In addition, in September, a team led by Tad Pfeffer at the University of Colorado at Boulder published calculations using conservative, medium and extreme glaciological assumptions for sea-level rise expected from Greenland, Antarctica and the world's smaller glaciers and ice caps. They concluded that the most plausible scenario, when factoring in thermal expansion due to warming waters, will lead to a total sea level rise of one to two metres by 2100.

Similarly, a commission of 20 international experts, called on by the Dutch government to help plan its coastal defences, recently gave a range of 55cm to 1.1 metres for sea-level rises by 2100. "Equally important, this commission has highlighted the fact that sea-level rise will not stop in the year 2100," said Professor Stefan Rahmstorf of Potsdam Institute for Climate Impact Research. "By 2200, they estimate a rise of 1.5 to 3.5m unless we stop the warming. This would spell the end of many of our coastal cities."

This point was backed by Dr Jason Lowe of the Hadley Centre, the UK's foremost climate change research centre. "It is still not clear exactly how much the sea will rise by the end of this century, but it is certain that rises will continue for hundreds of years beyond that - even if we do manage to stabilise carbon dioxide emissions and halt the rise in atmospheric temperature. The sea will continue to heat up and expand. In addition, the Greenland ice sheets will continue to melt," he said.

This latter effect could, ultimately, have a particularly destructive impact. Scientists have calculated that if industrial emissions of carbon dioxide and other greenhouse gases eventually produce a global temperature increase of around 4C, there is a risk that Greenland's ice covering could melt completely. This could take several hundred years or it might require a couple of thousand. The end result is not in doubt, however.

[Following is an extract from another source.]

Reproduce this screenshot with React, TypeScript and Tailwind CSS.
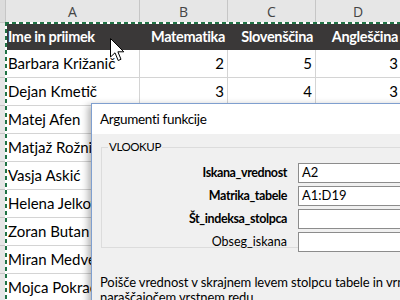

It would add around seven metres to the planet's sea levels. The consequence would be utter devastation.

Such a scenario is distant, but real, scientists insist. However, at present, the most important issue, they argue, is that of short-term sea-level rises: probably around one metre by 2100. When that occurs, the Maldives will be submerged, along with islands like the Sunderbans in the Bay of Bengal, and Kiribati and Tuvalu in the Pacific. The US - which has roughly 12,400 miles of coastline and more than 19,900 square miles of coastal wetlands - would face a bill of around $156bn to protect this land. Cities such as London would require massive investments to provide defences against the rising waters. Others, such as Alexandria, in Egypt, would simply be inundated.

Rising oceans will also contaminate both surface and underground fresh water supplies, worsening the world's existing fresh-water shortage. Underground water sources in Thailand, Israel, China and Vietnam are already experiencing salt-water contamination.

Coastal farmland will be wiped out, triggering massive displacements of men, women and children. It is estimated that a one-metre sea-level rise could flood 17% of Bangladesh, one of the world's poorest countries, reducing its rice-farming land by 50% and leaving tens of millions without homes.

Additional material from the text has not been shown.